Source material ::
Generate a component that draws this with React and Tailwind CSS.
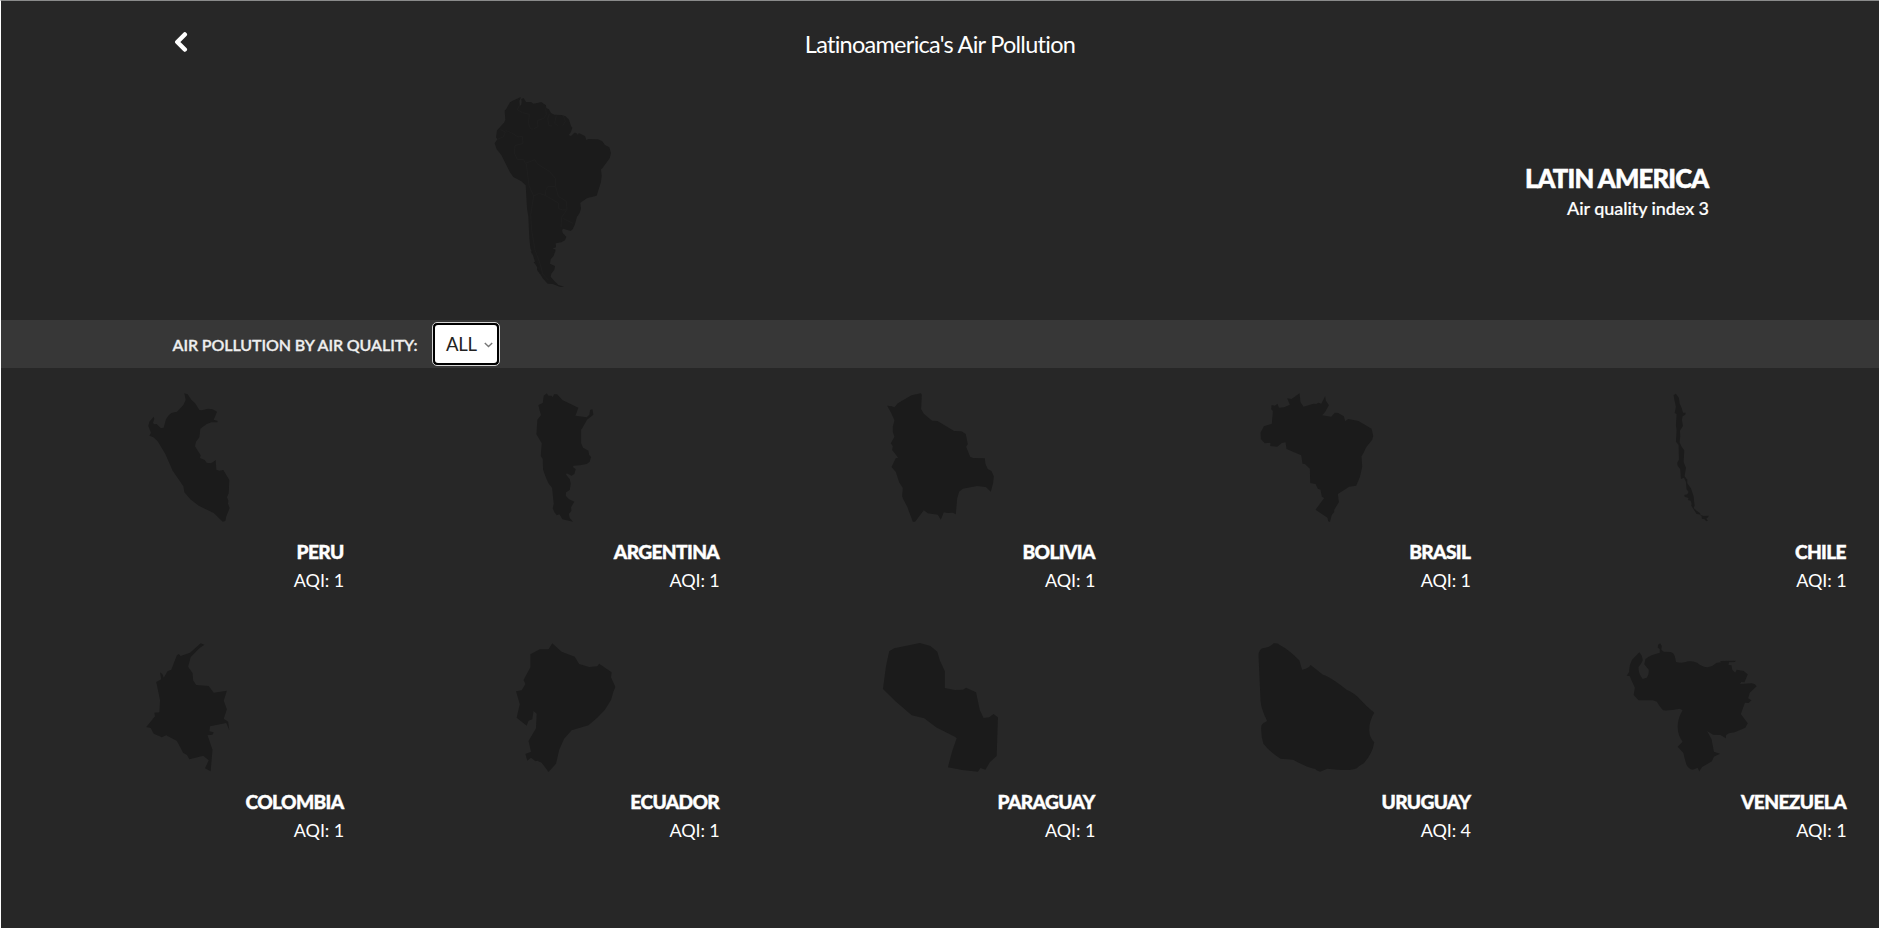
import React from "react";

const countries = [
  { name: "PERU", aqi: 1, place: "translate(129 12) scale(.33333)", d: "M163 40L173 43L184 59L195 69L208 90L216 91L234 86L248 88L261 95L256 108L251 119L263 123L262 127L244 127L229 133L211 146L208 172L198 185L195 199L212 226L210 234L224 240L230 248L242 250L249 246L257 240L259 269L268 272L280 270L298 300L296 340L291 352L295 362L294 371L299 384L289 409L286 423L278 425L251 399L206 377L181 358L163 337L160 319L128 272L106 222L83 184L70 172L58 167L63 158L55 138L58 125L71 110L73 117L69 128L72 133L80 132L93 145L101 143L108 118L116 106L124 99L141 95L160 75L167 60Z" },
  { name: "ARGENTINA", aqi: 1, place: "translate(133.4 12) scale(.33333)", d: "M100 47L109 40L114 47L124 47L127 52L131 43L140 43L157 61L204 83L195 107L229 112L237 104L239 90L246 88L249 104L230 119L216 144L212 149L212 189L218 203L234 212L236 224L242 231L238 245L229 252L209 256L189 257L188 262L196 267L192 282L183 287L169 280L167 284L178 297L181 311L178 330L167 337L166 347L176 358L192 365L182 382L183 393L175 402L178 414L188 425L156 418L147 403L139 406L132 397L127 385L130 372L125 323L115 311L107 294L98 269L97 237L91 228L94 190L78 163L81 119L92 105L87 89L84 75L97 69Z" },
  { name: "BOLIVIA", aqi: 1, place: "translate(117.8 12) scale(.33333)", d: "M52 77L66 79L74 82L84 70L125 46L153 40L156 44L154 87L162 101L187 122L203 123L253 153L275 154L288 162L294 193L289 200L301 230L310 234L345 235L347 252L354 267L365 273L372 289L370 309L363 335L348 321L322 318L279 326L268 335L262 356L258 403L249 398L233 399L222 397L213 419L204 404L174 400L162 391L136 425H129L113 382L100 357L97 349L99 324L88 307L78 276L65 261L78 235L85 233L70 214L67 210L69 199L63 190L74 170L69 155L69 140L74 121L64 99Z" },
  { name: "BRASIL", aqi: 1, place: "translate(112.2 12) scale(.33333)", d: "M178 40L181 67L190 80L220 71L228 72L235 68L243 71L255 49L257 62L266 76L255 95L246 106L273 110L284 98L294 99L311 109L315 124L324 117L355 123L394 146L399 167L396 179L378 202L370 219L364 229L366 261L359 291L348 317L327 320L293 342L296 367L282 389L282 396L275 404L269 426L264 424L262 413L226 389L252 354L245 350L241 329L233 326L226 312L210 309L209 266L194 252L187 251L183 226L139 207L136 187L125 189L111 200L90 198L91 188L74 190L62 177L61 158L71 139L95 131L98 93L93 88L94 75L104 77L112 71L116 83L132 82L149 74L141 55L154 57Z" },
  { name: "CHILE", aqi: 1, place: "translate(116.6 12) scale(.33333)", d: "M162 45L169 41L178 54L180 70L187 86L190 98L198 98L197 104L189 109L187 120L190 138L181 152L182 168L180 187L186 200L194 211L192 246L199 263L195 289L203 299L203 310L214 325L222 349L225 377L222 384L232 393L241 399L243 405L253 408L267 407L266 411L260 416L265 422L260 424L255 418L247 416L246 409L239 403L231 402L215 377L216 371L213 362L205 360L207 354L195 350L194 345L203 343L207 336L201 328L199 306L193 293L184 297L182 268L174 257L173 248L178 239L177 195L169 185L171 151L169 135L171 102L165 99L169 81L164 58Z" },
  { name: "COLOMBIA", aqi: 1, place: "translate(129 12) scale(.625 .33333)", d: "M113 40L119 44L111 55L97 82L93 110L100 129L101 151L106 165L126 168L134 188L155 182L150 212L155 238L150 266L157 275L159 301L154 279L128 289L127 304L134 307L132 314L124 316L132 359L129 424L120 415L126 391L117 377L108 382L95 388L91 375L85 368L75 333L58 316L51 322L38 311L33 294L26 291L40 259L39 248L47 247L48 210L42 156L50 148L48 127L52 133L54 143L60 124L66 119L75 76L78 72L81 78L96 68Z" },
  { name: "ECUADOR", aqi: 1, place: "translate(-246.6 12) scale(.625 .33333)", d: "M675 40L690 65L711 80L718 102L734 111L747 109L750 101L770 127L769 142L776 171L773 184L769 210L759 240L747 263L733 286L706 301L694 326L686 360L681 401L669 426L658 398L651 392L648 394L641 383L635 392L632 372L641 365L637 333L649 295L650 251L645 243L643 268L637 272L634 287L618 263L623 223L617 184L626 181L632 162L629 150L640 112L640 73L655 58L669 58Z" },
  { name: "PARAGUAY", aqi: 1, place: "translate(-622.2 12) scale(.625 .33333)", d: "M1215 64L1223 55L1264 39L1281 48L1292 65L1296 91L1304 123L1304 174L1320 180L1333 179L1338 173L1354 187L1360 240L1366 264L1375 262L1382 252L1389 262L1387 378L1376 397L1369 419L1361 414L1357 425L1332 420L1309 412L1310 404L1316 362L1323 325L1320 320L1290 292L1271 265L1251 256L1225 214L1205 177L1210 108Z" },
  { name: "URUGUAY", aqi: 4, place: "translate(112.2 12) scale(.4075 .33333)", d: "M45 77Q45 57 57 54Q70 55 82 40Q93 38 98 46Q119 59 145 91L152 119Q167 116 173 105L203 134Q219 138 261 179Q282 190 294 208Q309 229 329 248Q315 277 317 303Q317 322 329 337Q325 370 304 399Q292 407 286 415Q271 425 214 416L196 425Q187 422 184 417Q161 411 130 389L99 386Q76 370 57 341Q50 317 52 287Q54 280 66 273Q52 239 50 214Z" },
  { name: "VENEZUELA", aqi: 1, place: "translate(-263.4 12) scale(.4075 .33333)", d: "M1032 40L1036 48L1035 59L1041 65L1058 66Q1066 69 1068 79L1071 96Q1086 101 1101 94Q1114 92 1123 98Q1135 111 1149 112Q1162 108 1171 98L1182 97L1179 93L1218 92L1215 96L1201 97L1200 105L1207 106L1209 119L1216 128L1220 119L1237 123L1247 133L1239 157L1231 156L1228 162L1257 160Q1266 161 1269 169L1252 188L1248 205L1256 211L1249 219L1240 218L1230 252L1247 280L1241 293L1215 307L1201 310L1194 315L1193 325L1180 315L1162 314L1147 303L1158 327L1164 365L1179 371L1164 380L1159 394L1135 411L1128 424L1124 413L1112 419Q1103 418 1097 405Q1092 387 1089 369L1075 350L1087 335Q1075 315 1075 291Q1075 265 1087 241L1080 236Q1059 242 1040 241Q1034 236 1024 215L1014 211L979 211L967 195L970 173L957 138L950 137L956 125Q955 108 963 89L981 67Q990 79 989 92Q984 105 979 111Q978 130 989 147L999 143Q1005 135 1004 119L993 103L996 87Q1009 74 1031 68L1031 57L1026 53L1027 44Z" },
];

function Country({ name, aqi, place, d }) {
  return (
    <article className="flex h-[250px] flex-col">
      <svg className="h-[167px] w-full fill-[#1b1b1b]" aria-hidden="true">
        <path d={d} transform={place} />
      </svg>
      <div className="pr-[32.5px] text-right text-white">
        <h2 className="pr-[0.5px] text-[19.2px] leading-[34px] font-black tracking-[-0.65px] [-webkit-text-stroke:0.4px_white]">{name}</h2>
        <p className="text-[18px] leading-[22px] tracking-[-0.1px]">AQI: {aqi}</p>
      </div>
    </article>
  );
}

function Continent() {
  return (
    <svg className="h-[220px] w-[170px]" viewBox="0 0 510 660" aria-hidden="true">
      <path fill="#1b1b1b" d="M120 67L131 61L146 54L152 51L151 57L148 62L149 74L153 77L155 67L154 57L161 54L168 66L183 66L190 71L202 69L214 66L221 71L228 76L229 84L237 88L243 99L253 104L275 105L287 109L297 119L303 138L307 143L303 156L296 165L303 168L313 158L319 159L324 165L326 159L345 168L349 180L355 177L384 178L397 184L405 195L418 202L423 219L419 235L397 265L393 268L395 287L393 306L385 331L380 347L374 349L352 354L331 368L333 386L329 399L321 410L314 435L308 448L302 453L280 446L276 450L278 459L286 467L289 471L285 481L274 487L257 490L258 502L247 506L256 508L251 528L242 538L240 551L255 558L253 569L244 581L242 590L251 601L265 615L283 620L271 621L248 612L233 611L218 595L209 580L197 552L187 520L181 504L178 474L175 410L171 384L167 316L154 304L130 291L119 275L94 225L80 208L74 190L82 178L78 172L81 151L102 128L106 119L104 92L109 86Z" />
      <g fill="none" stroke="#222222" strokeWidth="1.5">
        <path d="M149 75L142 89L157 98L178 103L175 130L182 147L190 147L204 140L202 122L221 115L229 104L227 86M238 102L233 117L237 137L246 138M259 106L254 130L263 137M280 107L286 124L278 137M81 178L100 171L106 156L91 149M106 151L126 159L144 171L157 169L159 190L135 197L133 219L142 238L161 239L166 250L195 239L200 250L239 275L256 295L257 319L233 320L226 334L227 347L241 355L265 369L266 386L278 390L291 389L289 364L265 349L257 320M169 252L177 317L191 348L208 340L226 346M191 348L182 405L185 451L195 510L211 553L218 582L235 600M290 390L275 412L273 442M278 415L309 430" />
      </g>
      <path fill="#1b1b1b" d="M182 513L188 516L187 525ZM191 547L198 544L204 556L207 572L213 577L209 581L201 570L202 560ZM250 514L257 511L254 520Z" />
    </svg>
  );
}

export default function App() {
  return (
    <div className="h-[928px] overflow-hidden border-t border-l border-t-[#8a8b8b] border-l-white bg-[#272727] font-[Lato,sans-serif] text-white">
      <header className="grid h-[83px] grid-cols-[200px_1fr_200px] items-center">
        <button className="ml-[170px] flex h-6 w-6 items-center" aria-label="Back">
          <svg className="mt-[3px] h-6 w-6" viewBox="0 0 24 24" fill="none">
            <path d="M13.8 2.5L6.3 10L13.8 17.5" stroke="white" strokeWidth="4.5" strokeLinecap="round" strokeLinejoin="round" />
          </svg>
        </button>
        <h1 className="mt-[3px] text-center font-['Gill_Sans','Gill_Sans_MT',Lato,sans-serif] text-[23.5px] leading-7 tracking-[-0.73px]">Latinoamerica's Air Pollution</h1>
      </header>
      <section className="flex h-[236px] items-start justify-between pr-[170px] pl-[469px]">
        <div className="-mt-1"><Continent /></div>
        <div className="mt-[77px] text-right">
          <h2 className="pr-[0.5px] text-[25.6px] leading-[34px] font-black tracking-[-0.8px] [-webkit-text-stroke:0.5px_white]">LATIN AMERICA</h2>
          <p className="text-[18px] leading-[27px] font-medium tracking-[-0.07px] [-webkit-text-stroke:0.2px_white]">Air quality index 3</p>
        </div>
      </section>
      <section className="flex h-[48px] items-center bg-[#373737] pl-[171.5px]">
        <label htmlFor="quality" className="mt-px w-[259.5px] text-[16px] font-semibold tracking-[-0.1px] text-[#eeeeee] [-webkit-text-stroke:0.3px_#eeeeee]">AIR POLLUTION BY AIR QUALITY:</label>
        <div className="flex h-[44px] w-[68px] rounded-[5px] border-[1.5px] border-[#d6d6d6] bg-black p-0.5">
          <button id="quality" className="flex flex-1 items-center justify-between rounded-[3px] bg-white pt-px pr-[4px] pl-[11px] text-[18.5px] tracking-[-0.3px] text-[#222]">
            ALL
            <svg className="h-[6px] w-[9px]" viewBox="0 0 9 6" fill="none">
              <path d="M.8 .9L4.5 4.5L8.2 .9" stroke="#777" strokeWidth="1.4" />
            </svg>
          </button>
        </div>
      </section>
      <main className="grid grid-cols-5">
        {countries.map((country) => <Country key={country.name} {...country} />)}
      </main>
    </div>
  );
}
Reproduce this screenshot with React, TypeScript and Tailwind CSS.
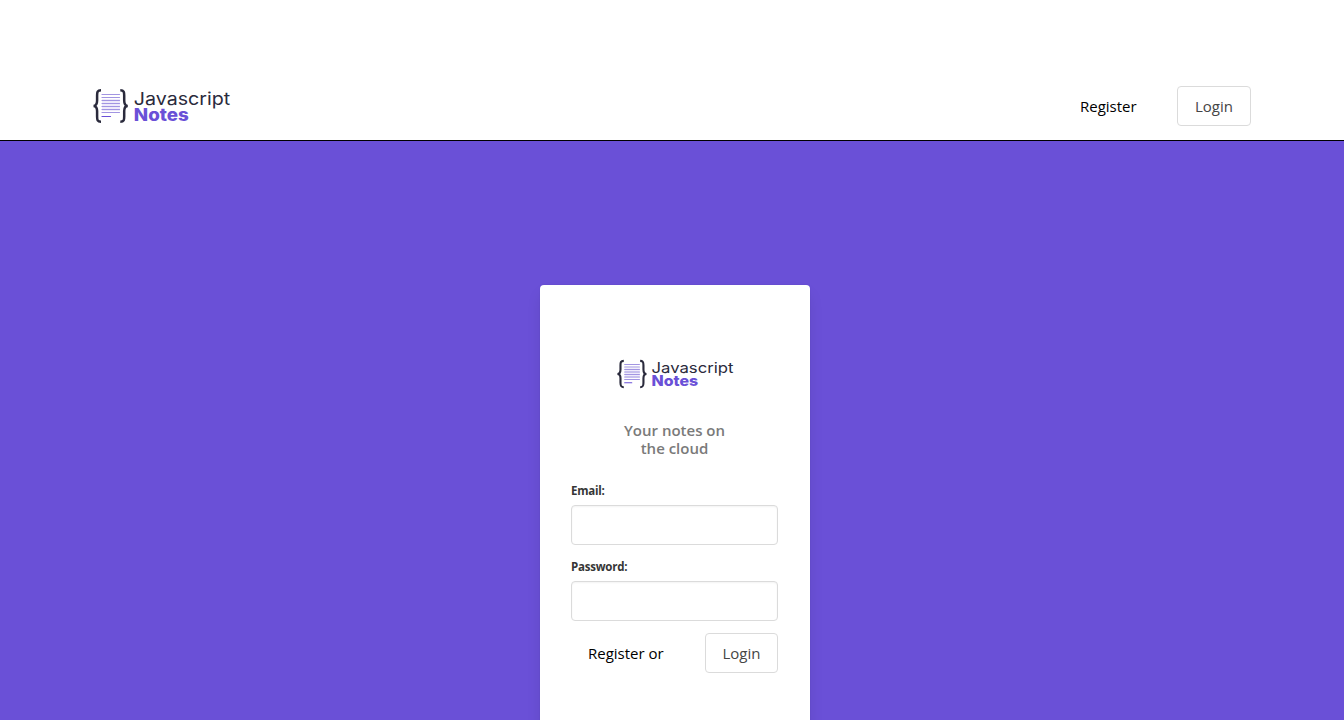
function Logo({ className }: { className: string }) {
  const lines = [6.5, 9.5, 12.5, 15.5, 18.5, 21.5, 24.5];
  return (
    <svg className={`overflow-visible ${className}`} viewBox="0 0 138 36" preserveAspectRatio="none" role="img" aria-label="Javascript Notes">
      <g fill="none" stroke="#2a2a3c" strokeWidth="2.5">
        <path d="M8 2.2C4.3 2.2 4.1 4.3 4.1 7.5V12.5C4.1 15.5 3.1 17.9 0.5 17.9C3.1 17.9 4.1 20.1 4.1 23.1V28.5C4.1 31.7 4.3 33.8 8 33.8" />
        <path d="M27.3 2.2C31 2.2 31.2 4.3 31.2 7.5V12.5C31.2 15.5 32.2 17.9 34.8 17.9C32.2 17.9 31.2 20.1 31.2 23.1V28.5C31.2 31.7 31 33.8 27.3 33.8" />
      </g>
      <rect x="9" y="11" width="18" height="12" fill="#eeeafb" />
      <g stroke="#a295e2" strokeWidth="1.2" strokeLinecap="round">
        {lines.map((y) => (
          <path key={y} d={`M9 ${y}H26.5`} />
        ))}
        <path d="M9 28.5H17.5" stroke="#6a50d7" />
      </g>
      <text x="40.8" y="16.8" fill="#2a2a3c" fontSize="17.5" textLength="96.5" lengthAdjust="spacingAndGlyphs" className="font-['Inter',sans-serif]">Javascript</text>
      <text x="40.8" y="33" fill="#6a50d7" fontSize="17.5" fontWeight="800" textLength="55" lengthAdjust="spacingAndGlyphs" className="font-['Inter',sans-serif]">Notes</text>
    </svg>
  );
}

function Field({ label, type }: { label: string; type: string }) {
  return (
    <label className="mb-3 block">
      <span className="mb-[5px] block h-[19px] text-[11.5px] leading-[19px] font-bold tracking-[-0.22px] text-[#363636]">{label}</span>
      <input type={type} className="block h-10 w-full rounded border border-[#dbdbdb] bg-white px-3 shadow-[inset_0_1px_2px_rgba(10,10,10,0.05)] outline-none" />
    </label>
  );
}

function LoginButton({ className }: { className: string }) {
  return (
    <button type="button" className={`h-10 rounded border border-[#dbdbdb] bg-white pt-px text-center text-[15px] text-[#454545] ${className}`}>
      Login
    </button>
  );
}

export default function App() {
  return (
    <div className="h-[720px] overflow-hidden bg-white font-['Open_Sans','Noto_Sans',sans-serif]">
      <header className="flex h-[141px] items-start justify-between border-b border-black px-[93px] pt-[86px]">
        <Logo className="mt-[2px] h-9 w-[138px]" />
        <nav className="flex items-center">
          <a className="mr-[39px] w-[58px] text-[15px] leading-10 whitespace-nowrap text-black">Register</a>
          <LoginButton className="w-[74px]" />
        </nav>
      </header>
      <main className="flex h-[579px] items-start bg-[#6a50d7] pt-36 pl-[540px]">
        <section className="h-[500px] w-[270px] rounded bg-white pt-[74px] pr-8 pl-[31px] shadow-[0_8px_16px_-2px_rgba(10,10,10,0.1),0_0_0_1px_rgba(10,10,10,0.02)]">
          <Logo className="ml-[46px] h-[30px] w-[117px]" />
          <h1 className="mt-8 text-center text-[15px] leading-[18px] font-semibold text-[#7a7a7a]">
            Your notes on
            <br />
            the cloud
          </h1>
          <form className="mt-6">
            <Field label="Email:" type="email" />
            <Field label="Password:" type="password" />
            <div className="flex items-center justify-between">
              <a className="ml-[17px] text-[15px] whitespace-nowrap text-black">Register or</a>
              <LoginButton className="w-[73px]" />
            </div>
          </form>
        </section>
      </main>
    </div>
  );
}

Request ::
Repeat only what lies between the start of the data and the end of the line containing "import React from", exactly, with pictures left out.

Task response ::
Generate a component that draws this with React and Tailwind CSS.
import React from "react";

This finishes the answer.